A l’occasion de la venue d’Elisabeth Badinter à l’ULB, vendredi dernier, Le Soir a rappelé à quel point la laïcité fait aujourd’hui l’objet de controverses qui auraient paru inimaginables il y a 10 ou 20 ans. Dans les milieux attentifs à l’image des musulmans et aux discriminations qu’ils subissent, la laïcité est de plus en plus considérée comme un adversaire et non comme un allié. Elle fait figure de paravent à la xénophobie, de prétexte pour s’attaquer aux manifestations visibles de l’islam ; quoique fondée, historiquement, sur l’idée de tolérance, elle apparaît aujourd’hui comme intolérante, comme « lepénisée » pour reprendre l’expression de Jean Baubérot en septembre 2011.
Le débat entre la laïcité et la diversité mérite qu’on s’y arrête, et il est même devenu nécessaire. Mais il ne gagnera pas à se focaliser sur l’extrême droite, qui ne mérite pas tant d’honneur.

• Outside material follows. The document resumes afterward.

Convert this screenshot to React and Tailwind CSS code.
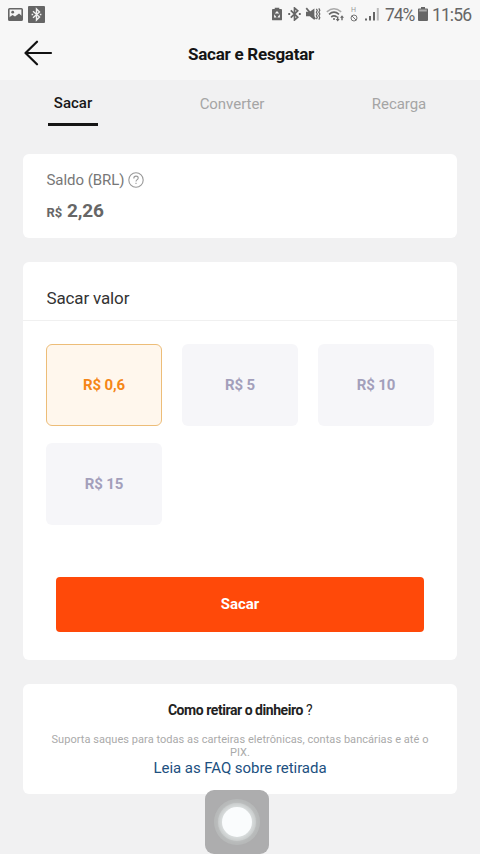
import React from "react";

const tabs = [
  { label: "Sacar",     active: true,  style: "ml-12 w-[50px]"  },
  { label: "Converter", active: false, style: "ml-[94px] w-20"  },
  { label: "Recarga",   active: false, style: "ml-[87px] w-20"  },
];

const amounts = [
  { label: "R$ 0,6", selected: true  },
  { label: "R$ 5",   selected: false },
  { label: "R$ 10",  selected: false },
  { label: "R$ 15",  selected: false },
];

function StatusBar() {
  return (
    <div className="h-7 flex items-center text-[#666] pl-2 pr-[10px]">
      {/* Notifications */}
      <svg width="15" height="13" viewBox="0 0 15 13">
        <rect x="0.8" y="0.8" width="13.4" height="11.4" rx="0.8" fill="#f7f7f7" stroke="currentColor" strokeWidth="1.6" />
        <path d="M1 9.5 L4.5 7 L7 8.5 L11 5.5 L14 8 V12 H1 Z" fill="currentColor" />
        <circle cx="4.7" cy="4.2" r="1.4" fill="currentColor" />
      </svg>
      <svg className="ml-[5px]" width="17" height="17" viewBox="0 0 17 17">
        <rect width="17" height="17" rx="1" fill="currentColor" />
        <path d="M5 5.3 L11.5 11 L8.5 14 V3 L11.5 6 L5 11.7" fill="none" stroke="#f2f2f2" strokeWidth="1.4" />
        <path d="M3.6 8.5 H5.2 M11.8 8.5 H13.4" stroke="#f2f2f2" strokeWidth="1.4" />
      </svg>

      {/* System */}
      <svg className="ml-auto shrink-0" width="10" height="14" viewBox="0 0 11 14">
        <path d="M3 0 H8 V1.5 H10 Q11 1.5 11 2.5 V13 Q11 14 10 14 H1 Q0 14 0 13 V2.5 Q0 1.5 1 1.5 H3 Z" fill="currentColor" />
        <path d="M5.5 3.7 L8 6.5 H3 Z M2.6 7.3 L5 10.8 H2.2 Z M8.4 7.3 L8.8 10.8 H6 Z" fill="#f7f7f7" />
      </svg>
      <svg className="ml-[6px] shrink-0" width="13" height="14" viewBox="0 0 14 15">
        <path d="M3 3.5 L10.5 11 L7 14 V1 L10.5 4 L3 11.5" fill="none" stroke="currentColor" strokeWidth="1.8" />
        <path d="M0.3 7.5 H2.3 M11.7 7.5 H13.7" stroke="currentColor" strokeWidth="2" />
      </svg>
      <svg className="ml-[4px] shrink-0" width="16" height="14" viewBox="0 0 16 15">
        <path d="M0.5 5 H4.5 L9.5 1.5 V13.8 L4.5 10 H0.5 Z" fill="currentColor" />
        <path d="M0.8 1.2 L10.5 12.8" stroke="currentColor" strokeWidth="1.8" />
        <path d="M11.6 2 L12.6 3.8 L11.6 5.6 L12.6 7.5 L11.6 9.4 L12.6 11.2 L11.6 13 M14.2 1.5 L15.3 3.5 L14.2 5.5 L15.3 7.5 L14.2 9.5 L15.3 11.5 L14.2 13.5" fill="none" stroke="currentColor" strokeWidth="1.3" />
      </svg>
      <svg className="ml-[5px] shrink-0" width="19" height="15" viewBox="0 0 19 15">
        <path d="M0.8 4.8 Q8 -1.2 15.2 4.8" fill="none" stroke="#aaa" strokeWidth="1.5" />
        <path d="M3 7.4 Q8 3 13 7.4 M5.2 10 Q8 7.8 10.8 10" fill="none" stroke="currentColor" strokeWidth="1.6" />
        <path d="M11 9.5 V12 H9.7 L11.7 14.5 L13.7 12 H12.4 V9.5 Z M15.3 13.2 V10.7 H14 L16 8.2 L18 10.7 H16.7 V13.2 Z" fill="currentColor" />
        <circle cx="8" cy="12" r="1" fill="currentColor" />
      </svg>
      <div className="ml-[4px] w-[9px] shrink-0 flex flex-col items-center text-[#999]">
        <span className="text-[7px] leading-[7px]">H</span>
        <svg width="8" height="8" viewBox="0 0 8 8">
          <circle cx="4" cy="4" r="3" fill="none" stroke="#777" strokeWidth="1" />
          <path d="M1.9 1.9 L6.1 6.1" stroke="#777" strokeWidth="1" />
        </svg>
      </div>
      <svg className="ml-[7px] shrink-0" width="14" height="14" viewBox="0 0 14 14">
        <path d="M0 11.5 H2 V13.5 H0 Z M4 9 H6 V13.5 H4 Z M8 5 H10 V13.5 H8 Z" fill="currentColor" />
        <path d="M11.8 1 H13.8 V13.5 H11.8 Z" fill="#bbb" />
      </svg>
      <span className="ml-[6px] pt-px w-[28px] whitespace-nowrap text-[17.5px] leading-7 tracking-[-1.1px]">74%</span>
      <svg className="ml-[5px] shrink-0" width="10" height="14" viewBox="0 0 10 14">
        <path d="M3 0 H7 V1.5 H9.2 Q10 1.5 10 2.5 V13 Q10 14 9 14 H1 Q0 14 0 13 V2.5 Q0 1.5 0.8 1.5 H3 Z" fill="currentColor" />
        <path d="M1.2 2.5 H8.8 V4.5 H1.2 Z" fill="#aaa" />
      </svg>
      <span className="ml-[4px] pt-px w-[38px] whitespace-nowrap text-[17.5px] leading-7 tracking-[-0.9px]">11:56</span>
    </div>
  );
}

function Header() {
  return (
    <header className="h-[52px] grid grid-cols-[80px_1fr_80px] items-center">
      <button className="pl-6 pb-[3px] flex">
        <svg width="29" height="26" viewBox="0 0 29 26" fill="none" stroke="#111" strokeWidth="2.2" strokeLinecap="round" strokeLinejoin="round">
          <path d="M27 13 H1.5 M13 1.7 L1.5 13 L13 24.3" />
        </svg>
      </button>
      <h1 className="pt-px pl-[22px] text-center text-[17px] font-bold tracking-[-0.25px] text-[#151515] whitespace-nowrap">Sacar e Resgatar</h1>
    </header>
  );
}

function Tabs() {
  return (
    <nav className="h-[74px] pt-[13px] flex items-start">
      {tabs.map((tab) => (
        <button key={tab.label} className={`${tab.style} flex flex-col items-center`}>
          {tab.active ? (
            <>
              <span className="text-[15px] leading-5 font-medium text-[#181818]">{tab.label}</span>
              <span className="mt-[10px] w-full h-[3px] bg-[#151515]" />
            </>
          ) : (
            <span className="pt-px text-[15px] leading-5 tracking-[-0.05px] text-[#a5a5a5]">{tab.label}</span>
          )}
        </button>
      ))}
    </nav>
  );
}

function Balance() {
  return (
    <section className="h-[84px] bg-white rounded-md pl-[23.5px] pt-[15px]">
      <div className="flex items-center gap-1 leading-5 text-[#777]">
        <span className="pt-px text-[15px] tracking-[-0.05px]">Saldo (BRL)</span>
        <svg width="16" height="16" viewBox="0 0 16 16" fill="none" stroke="#999" strokeWidth="1.1">
          <circle cx="8" cy="8" r="7.2" />
          <path d="M5.8 6.4 Q5.8 4.1 8 4.1 Q10.2 4.1 10.2 6 Q10.2 7.1 8.9 7.9 Q8 8.5 8 9.6" />
          <path d="M8 10.8 V12" />
        </svg>
      </div>
      <p className="mt-[9px] flex items-baseline gap-[5px] font-bold text-[#666] leading-6">
        <span className="text-[13px] tracking-[-0.1px]">R$</span>
        <span className="text-[19px] tracking-[-0.15px]">2,26</span>
      </p>
    </section>
  );
}

function Withdraw() {
  return (
    <section className="mt-6 h-[398px] bg-white rounded-md">
      <h2 className="h-[59px] pt-6 pl-[23.5px] border-b border-[#f0f0f0] text-[17px] leading-6 tracking-[-0.15px] text-[#333]">Sacar valor</h2>
      <div className="pt-[23px] px-[23px] grid grid-cols-3 gap-x-5 gap-y-[17px]">
        {amounts.map((item) => (
          <button
            key={item.label}
            className={`h-[82px] rounded-md text-[15px] font-bold tracking-[-0.1px]
              ${item.selected
                ? "bg-[#fff7ed] border border-[#edbd78] text-[#f58617]"
                : "bg-[#f6f6f9] text-[#a39fbb]"
              }`}
          >
            {item.label}
          </button>
        ))}
      </div>
      <button className="mt-[52px] ml-[33px] w-[368px] h-[55px] rounded bg-[#ff4909] text-white text-[15px] font-bold">
        Sacar
      </button>
    </section>
  );
}

function Help() {
  return (
    <section className="mt-6 h-[110px] bg-white rounded-md pt-4 px-6 text-center">
      <h3 className="text-sm leading-5 font-bold tracking-[-0.45px] text-[#222]">
        Como retirar o dinheiro <span className="font-normal">?</span>
      </h3>
      <p className="mt-[13px] text-[11px] leading-[13px] tracking-[0.05px] text-[#aaa]">
        Suporta saques para todas as carteiras eletrônicas, contas bancárias e até o PIX.
      </p>
      <a className="-mt-px block text-[15px] leading-5 tracking-[-0.05px] text-[#20507f]">Leia as FAQ sobre retirada</a>
    </section>
  );
}

export default function App() {
  return (
    <div className="relative w-[480px] h-[854px] overflow-hidden bg-[#f1f1f2] font-[Roboto,sans-serif]">
      <div className="bg-[#f7f7f7]">
        <StatusBar />
        <Header />
      </div>
      <Tabs />
      <main className="px-[23px]">
        <Balance />
        <Withdraw />
        <Help />
      </main>

      {/* Assistive touch button */}
      <div className="absolute left-[205px] top-[790px] size-16 rounded-[9px] bg-[#adadae] flex items-center justify-center">
        <div className="size-[46px] rounded-full bg-[#b7b9b9] flex items-center justify-center">
          <div className="size-[38px] rounded-full bg-[#c6c9c9] flex items-center justify-center">
            <div className="size-[30px] rounded-full bg-[#fafcfd] shadow-[0_0_4px_2px_#dde1e1]" />
          </div>
        </div>
      </div>
    </div>
  );
}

La laïcité subit aujourd’hui, en France – avec Marine Le Pen à la tête du FN –, ce que des thèses de gauche ont souvent connu : elles sont récupérées sans vergogne par l’extrême droite. Faut-il rappeler que le parti fondé par Hitler, le NSDAP, s’appelait « Parti national-socialiste des travailleurs allemands », d’où vient le terme de « nazi » ? Faut-il rappeler que Jacques Sapir, économiste hétérodoxe fortement marqué à gauche, voit aujourd’hui ses thèses sur l’inévitable effondrement de l’euro reprises et transfigurées par Marine Le Pen, qui prétend que Jacques Sapir s’intéresse au schéma frontiste de sortie de l’euro alors que c’est le FN qui se prévaut d’un soi-disant accord avec lui ? La laïcité n’est ni la première ni la dernière à se voir aspirée par la grande lessiveuse idéologique de l’extrême droite : en Belgique aussi, dans les années 2000, le programme du Front national apparaissait comme un des plus résolument orientés à gauche, au fil notamment d’une vigoureuse critique du capitalisme et de la mondialisation. L’extrême droite affiche depuis toujours sa proximité avec les souffrances et les attentes supposées du peuple, quelles que soient les formes qu’elles prennent.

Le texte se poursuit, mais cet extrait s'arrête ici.